-- start MATERIAL PROVIDED --

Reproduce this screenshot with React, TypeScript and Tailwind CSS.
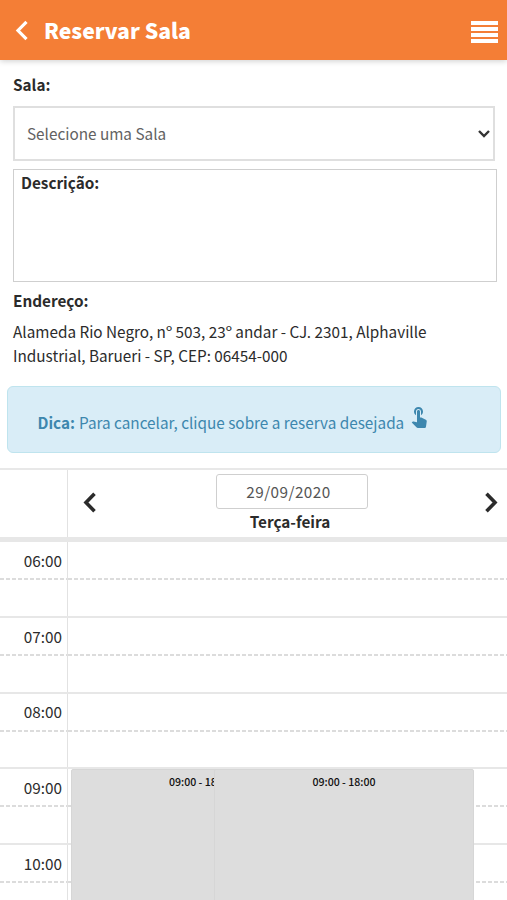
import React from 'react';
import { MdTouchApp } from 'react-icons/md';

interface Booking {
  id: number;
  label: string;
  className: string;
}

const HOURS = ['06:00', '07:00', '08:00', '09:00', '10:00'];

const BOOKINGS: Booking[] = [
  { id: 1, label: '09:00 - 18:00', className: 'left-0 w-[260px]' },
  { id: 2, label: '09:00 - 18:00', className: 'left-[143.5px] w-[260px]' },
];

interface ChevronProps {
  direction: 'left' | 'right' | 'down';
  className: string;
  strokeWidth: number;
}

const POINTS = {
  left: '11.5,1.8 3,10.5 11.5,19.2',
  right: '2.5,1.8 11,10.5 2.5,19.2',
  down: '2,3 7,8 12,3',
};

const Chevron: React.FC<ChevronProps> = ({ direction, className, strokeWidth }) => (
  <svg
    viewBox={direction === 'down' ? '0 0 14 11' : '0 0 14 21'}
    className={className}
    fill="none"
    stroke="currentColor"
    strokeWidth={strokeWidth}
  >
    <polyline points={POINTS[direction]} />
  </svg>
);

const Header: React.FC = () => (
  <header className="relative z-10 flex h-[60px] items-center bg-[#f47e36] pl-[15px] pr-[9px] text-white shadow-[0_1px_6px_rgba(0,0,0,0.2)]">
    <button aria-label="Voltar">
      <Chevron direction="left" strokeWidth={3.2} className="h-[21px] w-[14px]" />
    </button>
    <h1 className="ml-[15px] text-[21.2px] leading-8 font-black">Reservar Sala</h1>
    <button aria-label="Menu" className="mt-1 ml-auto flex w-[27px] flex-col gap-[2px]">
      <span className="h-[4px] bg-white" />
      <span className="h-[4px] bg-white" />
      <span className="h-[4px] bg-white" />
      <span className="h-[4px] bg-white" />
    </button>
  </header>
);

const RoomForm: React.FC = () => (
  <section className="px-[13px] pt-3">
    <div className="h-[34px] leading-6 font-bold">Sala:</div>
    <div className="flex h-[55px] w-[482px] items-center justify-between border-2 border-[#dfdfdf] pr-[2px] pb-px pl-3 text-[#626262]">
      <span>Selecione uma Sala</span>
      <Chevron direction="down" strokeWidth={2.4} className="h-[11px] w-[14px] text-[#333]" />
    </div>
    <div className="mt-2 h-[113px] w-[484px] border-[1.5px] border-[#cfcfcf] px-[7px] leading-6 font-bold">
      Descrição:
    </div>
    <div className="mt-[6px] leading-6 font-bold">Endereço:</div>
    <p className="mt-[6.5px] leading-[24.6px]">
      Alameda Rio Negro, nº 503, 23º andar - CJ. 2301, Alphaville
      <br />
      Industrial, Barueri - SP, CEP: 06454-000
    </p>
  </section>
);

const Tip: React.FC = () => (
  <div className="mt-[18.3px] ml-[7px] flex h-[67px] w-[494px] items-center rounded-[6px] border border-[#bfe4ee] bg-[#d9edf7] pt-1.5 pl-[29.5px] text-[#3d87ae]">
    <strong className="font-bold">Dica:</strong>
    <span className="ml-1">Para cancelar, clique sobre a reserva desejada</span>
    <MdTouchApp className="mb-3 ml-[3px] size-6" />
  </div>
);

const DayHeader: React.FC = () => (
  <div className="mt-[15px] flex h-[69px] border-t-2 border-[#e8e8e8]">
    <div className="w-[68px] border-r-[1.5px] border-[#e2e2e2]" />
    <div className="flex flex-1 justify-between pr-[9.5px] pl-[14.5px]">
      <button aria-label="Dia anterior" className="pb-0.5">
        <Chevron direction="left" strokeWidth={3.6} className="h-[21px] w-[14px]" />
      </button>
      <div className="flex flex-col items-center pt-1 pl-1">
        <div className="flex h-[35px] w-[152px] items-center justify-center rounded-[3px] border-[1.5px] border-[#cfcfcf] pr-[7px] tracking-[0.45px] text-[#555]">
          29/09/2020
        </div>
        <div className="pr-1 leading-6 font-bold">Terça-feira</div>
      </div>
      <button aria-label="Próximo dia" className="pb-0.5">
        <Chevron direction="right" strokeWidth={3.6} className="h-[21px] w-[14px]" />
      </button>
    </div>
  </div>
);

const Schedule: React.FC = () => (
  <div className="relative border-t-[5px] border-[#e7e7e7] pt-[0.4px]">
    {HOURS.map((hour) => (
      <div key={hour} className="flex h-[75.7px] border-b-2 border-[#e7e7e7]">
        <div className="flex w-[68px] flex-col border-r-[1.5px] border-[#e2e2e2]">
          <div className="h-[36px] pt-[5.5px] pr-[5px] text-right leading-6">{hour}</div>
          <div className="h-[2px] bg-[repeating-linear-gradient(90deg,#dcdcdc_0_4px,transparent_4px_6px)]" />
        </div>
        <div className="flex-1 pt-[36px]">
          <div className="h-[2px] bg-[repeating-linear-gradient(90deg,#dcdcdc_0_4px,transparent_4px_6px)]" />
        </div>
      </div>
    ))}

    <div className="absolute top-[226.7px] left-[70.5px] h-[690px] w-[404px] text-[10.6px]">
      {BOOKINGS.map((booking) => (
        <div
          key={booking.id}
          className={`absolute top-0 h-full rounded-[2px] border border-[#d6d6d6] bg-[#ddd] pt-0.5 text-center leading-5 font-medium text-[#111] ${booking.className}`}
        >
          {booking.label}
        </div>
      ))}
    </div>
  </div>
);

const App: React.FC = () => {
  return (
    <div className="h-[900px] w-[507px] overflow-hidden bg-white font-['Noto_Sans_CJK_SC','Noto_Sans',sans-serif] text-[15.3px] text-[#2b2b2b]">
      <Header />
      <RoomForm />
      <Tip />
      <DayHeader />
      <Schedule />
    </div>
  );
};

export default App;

-- end MATERIAL PROVIDED --

WHAT TO WORK ON
Without the pictures, retype the whole of the material above exactly.

CORRECT RESULT
Reproduce this screenshot with React, TypeScript and Tailwind CSS.
import React from 'react';
import { MdTouchApp } from 'react-icons/md';

interface Booking {
  id: number;
  label: string;
  className: string;
}

const HOURS = ['06:00', '07:00', '08:00', '09:00', '10:00'];

const BOOKINGS: Booking[] = [
  { id: 1, label: '09:00 - 18:00', className: 'left-0 w-[260px]' },
  { id: 2, label: '09:00 - 18:00', className: 'left-[143.5px] w-[260px]' },
];

interface ChevronProps {
  direction: 'left' | 'right' | 'down';
  className: string;
  strokeWidth: number;
}

const POINTS = {
  left: '11.5,1.8 3,10.5 11.5,19.2',
  right: '2.5,1.8 11,10.5 2.5,19.2',
  down: '2,3 7,8 12,3',
};

const Chevron: React.FC<ChevronProps> = ({ direction, className, strokeWidth }) => (
  <svg
    viewBox={direction === 'down' ? '0 0 14 11' : '0 0 14 21'}
    className={className}
    fill="none"
    stroke="currentColor"
    strokeWidth={strokeWidth}
  >
    <polyline points={POINTS[direction]} />
  </svg>
);

const Header: React.FC = () => (
  <header className="relative z-10 flex h-[60px] items-center bg-[#f47e36] pl-[15px] pr-[9px] text-white shadow-[0_1px_6px_rgba(0,0,0,0.2)]">
    <button aria-label="Voltar">
      <Chevron direction="left" strokeWidth={3.2} className="h-[21px] w-[14px]" />
    </button>
    <h1 className="ml-[15px] text-[21.2px] leading-8 font-black">Reservar Sala</h1>
    <button aria-label="Menu" className="mt-1 ml-auto flex w-[27px] flex-col gap-[2px]">
      <span className="h-[4px] bg-white" />
      <span className="h-[4px] bg-white" />
      <span className="h-[4px] bg-white" />
      <span className="h-[4px] bg-white" />
    </button>
  </header>
);

const RoomForm: React.FC = () => (
  <section className="px-[13px] pt-3">
    <div className="h-[34px] leading-6 font-bold">Sala:</div>
    <div className="flex h-[55px] w-[482px] items-center justify-between border-2 border-[#dfdfdf] pr-[2px] pb-px pl-3 text-[#626262]">
      <span>Selecione uma Sala</span>
      <Chevron direction="down" strokeWidth={2.4} className="h-[11px] w-[14px] text-[#333]" />
    </div>
    <div className="mt-2 h-[113px] w-[484px] border-[1.5px] border-[#cfcfcf] px-[7px] leading-6 font-bold">
      Descrição:
    </div>
    <div className="mt-[6px] leading-6 font-bold">Endereço:</div>
    <p className="mt-[6.5px] leading-[24.6px]">
      Alameda Rio Negro, nº 503, 23º andar - CJ. 2301, Alphaville
      <br />
      Industrial, Barueri - SP, CEP: 06454-000
    </p>
  </section>
);

const Tip: React.FC = () => (
  <div className="mt-[18.3px] ml-[7px] flex h-[67px] w-[494px] items-center rounded-[6px] border border-[#bfe4ee] bg-[#d9edf7] pt-1.5 pl-[29.5px] text-[#3d87ae]">
    <strong className="font-bold">Dica:</strong>
    <span className="ml-1">Para cancelar, clique sobre a reserva desejada</span>
    <MdTouchApp className="mb-3 ml-[3px] size-6" />
  </div>
);

const DayHeader: React.FC = () => (
  <div className="mt-[15px] flex h-[69px] border-t-2 border-[#e8e8e8]">
    <div className="w-[68px] border-r-[1.5px] border-[#e2e2e2]" />
    <div className="flex flex-1 justify-between pr-[9.5px] pl-[14.5px]">
      <button aria-label="Dia anterior" className="pb-0.5">
        <Chevron direction="left" strokeWidth={3.6} className="h-[21px] w-[14px]" />
      </button>
      <div className="flex flex-col items-center pt-1 pl-1">
        <div className="flex h-[35px] w-[152px] items-center justify-center rounded-[3px] border-[1.5px] border-[#cfcfcf] pr-[7px] tracking-[0.45px] text-[#555]">
          29/09/2020
        </div>
        <div className="pr-1 leading-6 font-bold">Terça-feira</div>
      </div>
      <button aria-label="Próximo dia" className="pb-0.5">
        <Chevron direction="right" strokeWidth={3.6} className="h-[21px] w-[14px]" />
      </button>
    </div>
  </div>
);

const Schedule: React.FC = () => (
  <div className="relative border-t-[5px] border-[#e7e7e7] pt-[0.4px]">
    {HOURS.map((hour) => (
      <div key={hour} className="flex h-[75.7px] border-b-2 border-[#e7e7e7]">
        <div className="flex w-[68px] flex-col border-r-[1.5px] border-[#e2e2e2]">
          <div className="h-[36px] pt-[5.5px] pr-[5px] text-right leading-6">{hour}</div>
          <div className="h-[2px] bg-[repeating-linear-gradient(90deg,#dcdcdc_0_4px,transparent_4px_6px)]" />
        </div>
        <div className="flex-1 pt-[36px]">
          <div className="h-[2px] bg-[repeating-linear-gradient(90deg,#dcdcdc_0_4px,transparent_4px_6px)]" />
        </div>
      </div>
    ))}

    <div className="absolute top-[226.7px] left-[70.5px] h-[690px] w-[404px] text-[10.6px]">
      {BOOKINGS.map((booking) => (
        <div
          key={booking.id}
          className={`absolute top-0 h-full rounded-[2px] border border-[#d6d6d6] bg-[#ddd] pt-0.5 text-center leading-5 font-medium text-[#111] ${booking.className}`}
        >
          {booking.label}
        </div>
      ))}
    </div>
  </div>
);

const App: React.FC = () => {
  return (
    <div className="h-[900px] w-[507px] overflow-hidden bg-white font-['Noto_Sans_CJK_SC','Noto_Sans',sans-serif] text-[15.3px] text-[#2b2b2b]">
      <Header />
      <RoomForm />
      <Tip />
      <DayHeader />
      <Schedule />
    </div>
  );
};

export default App;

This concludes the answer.